start Input data

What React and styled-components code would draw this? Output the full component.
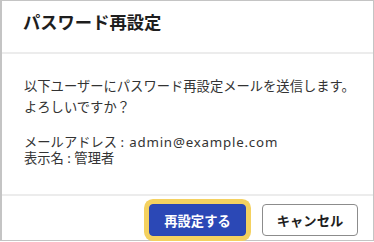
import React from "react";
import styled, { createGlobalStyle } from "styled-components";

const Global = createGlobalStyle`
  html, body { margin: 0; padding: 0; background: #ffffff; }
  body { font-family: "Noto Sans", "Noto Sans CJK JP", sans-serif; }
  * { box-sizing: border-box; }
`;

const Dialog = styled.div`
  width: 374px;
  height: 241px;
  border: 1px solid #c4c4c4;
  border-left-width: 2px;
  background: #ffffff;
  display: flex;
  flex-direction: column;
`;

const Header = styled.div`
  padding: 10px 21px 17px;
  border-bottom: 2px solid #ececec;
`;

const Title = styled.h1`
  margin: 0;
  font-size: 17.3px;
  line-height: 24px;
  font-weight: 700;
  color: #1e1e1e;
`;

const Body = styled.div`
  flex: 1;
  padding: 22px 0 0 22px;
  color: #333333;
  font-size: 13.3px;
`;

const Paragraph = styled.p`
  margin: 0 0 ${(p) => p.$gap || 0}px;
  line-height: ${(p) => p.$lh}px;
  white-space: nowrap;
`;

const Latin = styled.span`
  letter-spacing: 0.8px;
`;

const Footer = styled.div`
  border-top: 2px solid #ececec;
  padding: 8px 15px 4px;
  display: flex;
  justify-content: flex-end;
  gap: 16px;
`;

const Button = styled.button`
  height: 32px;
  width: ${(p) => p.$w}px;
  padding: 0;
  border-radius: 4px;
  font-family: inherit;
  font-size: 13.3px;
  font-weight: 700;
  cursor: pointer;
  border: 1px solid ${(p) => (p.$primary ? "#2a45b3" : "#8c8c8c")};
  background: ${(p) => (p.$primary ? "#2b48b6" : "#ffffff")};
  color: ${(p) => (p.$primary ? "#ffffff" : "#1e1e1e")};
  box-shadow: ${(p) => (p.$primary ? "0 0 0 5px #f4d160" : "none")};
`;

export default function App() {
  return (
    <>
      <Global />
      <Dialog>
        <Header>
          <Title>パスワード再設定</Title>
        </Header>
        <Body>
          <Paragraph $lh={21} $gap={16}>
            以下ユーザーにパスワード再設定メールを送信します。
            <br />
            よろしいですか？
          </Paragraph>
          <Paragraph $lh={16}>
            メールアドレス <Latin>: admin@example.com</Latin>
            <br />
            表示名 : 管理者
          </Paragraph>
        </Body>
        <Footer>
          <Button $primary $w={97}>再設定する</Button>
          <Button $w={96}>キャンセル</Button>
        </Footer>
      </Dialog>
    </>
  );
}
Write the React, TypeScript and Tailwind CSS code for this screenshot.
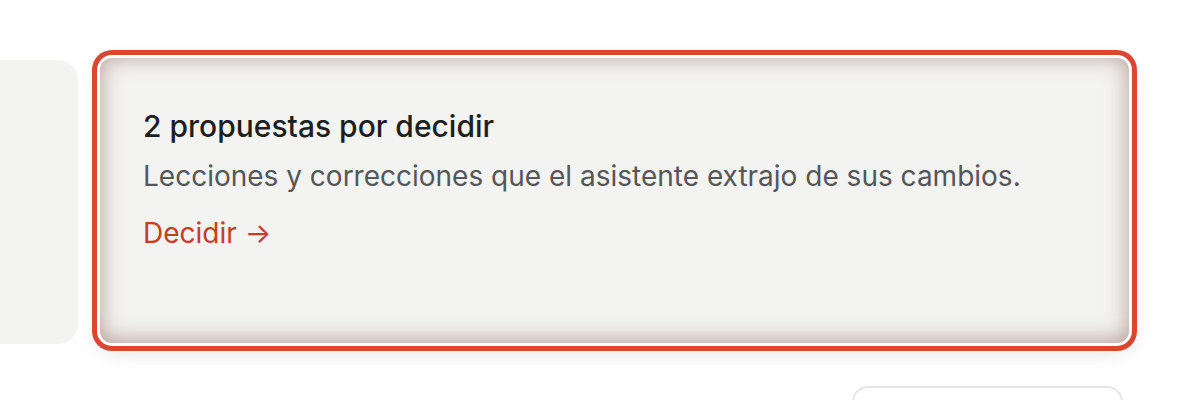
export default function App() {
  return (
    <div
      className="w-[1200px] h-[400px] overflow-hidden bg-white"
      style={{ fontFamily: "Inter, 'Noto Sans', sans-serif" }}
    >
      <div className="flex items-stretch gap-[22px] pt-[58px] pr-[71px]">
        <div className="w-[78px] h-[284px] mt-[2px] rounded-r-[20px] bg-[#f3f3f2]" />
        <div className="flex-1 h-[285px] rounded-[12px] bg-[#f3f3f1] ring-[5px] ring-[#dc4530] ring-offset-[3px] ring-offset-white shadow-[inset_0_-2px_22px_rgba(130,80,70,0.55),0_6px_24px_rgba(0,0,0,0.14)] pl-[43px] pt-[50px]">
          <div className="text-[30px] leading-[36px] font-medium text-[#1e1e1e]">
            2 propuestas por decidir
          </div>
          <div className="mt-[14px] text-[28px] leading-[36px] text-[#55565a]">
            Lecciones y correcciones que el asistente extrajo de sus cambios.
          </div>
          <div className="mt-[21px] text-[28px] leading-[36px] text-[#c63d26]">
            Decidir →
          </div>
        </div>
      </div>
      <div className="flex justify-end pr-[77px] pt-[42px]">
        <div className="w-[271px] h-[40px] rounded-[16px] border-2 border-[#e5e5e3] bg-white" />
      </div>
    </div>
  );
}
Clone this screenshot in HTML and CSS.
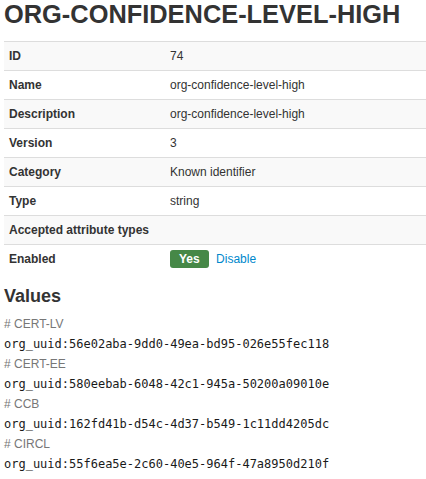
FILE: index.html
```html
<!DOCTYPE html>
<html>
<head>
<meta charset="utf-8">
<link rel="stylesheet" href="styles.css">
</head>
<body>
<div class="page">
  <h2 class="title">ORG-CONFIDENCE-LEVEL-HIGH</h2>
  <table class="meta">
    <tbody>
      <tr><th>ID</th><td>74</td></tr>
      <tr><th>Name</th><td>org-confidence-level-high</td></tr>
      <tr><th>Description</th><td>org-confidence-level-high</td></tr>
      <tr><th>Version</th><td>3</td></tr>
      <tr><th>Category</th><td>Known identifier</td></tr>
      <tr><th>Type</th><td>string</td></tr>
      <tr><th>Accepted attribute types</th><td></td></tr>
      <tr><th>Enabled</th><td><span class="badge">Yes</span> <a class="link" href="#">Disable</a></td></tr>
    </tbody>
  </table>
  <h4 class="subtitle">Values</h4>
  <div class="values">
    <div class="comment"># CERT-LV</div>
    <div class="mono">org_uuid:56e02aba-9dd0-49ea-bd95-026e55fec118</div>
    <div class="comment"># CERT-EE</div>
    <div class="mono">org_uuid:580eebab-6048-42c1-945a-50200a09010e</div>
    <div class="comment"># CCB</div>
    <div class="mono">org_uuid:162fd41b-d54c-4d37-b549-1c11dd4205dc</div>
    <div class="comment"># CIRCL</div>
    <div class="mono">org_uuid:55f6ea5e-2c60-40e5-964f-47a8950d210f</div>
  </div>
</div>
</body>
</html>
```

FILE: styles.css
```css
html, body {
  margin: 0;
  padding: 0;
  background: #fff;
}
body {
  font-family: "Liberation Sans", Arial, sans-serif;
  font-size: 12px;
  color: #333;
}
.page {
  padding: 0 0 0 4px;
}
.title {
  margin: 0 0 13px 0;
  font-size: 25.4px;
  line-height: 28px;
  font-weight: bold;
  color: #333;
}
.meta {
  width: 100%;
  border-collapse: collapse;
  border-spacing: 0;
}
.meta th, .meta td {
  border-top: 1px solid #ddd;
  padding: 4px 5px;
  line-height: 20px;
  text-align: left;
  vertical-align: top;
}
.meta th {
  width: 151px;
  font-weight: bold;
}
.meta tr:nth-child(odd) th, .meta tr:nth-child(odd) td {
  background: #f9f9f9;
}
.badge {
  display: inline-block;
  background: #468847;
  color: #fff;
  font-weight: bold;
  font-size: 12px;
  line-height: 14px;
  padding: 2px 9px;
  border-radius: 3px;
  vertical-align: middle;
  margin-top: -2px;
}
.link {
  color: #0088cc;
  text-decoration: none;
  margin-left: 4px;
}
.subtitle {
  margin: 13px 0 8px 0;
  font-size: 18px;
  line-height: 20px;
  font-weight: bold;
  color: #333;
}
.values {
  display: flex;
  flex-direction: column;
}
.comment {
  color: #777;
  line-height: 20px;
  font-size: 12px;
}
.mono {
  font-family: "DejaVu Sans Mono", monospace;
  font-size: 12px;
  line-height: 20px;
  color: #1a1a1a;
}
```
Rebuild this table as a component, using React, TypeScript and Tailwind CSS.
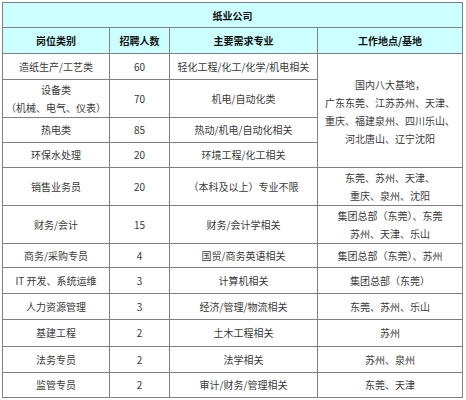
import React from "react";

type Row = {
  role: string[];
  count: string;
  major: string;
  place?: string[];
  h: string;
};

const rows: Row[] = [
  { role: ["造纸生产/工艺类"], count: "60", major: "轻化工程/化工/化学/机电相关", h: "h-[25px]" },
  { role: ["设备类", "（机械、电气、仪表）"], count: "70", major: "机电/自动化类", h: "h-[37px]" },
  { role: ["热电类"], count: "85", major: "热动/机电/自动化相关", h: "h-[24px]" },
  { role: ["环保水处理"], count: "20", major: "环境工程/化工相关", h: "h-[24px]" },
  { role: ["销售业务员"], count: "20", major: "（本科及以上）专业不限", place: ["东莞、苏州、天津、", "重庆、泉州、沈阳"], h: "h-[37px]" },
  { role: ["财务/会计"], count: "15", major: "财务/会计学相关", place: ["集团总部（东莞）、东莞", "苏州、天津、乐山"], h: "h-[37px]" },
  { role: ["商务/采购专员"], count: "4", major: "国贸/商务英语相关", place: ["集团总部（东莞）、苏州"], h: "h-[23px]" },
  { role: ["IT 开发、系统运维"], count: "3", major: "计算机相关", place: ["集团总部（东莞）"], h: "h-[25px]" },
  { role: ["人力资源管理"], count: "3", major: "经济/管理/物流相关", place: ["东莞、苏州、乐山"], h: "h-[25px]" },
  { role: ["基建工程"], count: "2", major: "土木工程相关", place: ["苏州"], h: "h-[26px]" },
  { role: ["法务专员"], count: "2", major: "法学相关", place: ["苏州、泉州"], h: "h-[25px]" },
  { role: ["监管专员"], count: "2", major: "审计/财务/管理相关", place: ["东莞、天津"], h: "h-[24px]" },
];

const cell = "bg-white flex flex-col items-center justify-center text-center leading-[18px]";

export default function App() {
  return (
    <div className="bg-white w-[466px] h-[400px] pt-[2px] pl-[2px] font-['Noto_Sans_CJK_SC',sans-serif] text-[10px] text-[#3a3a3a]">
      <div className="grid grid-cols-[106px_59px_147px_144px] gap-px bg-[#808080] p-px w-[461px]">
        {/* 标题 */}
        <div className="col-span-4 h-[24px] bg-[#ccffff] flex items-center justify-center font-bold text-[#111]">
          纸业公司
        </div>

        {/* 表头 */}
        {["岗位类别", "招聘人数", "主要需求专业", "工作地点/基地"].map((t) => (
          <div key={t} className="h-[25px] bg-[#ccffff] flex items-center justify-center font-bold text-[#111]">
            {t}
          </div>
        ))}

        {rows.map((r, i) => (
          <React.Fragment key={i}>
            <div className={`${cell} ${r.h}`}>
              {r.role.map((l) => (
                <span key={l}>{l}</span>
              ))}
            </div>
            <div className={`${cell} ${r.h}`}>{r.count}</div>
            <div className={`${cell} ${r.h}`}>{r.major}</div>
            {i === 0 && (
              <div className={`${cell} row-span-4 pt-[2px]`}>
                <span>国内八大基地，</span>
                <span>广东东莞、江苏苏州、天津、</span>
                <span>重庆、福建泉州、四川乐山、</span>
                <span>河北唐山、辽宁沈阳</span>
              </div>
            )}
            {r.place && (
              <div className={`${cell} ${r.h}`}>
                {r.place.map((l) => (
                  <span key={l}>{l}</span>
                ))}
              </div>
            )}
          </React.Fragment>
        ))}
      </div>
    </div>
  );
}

end Input data

→ **Exercise description**
Where a line above contains the word "React", copy that line.

→ **Answer to the exercise**
What React and styled-components code would draw this? Output the full component.
import React from "react";
Write the React, TypeScript and Tailwind CSS code for this screenshot.
Rebuild this table as a component, using React, TypeScript and Tailwind CSS.
import React from "react";
          <React.Fragment key={i}>
          </React.Fragment>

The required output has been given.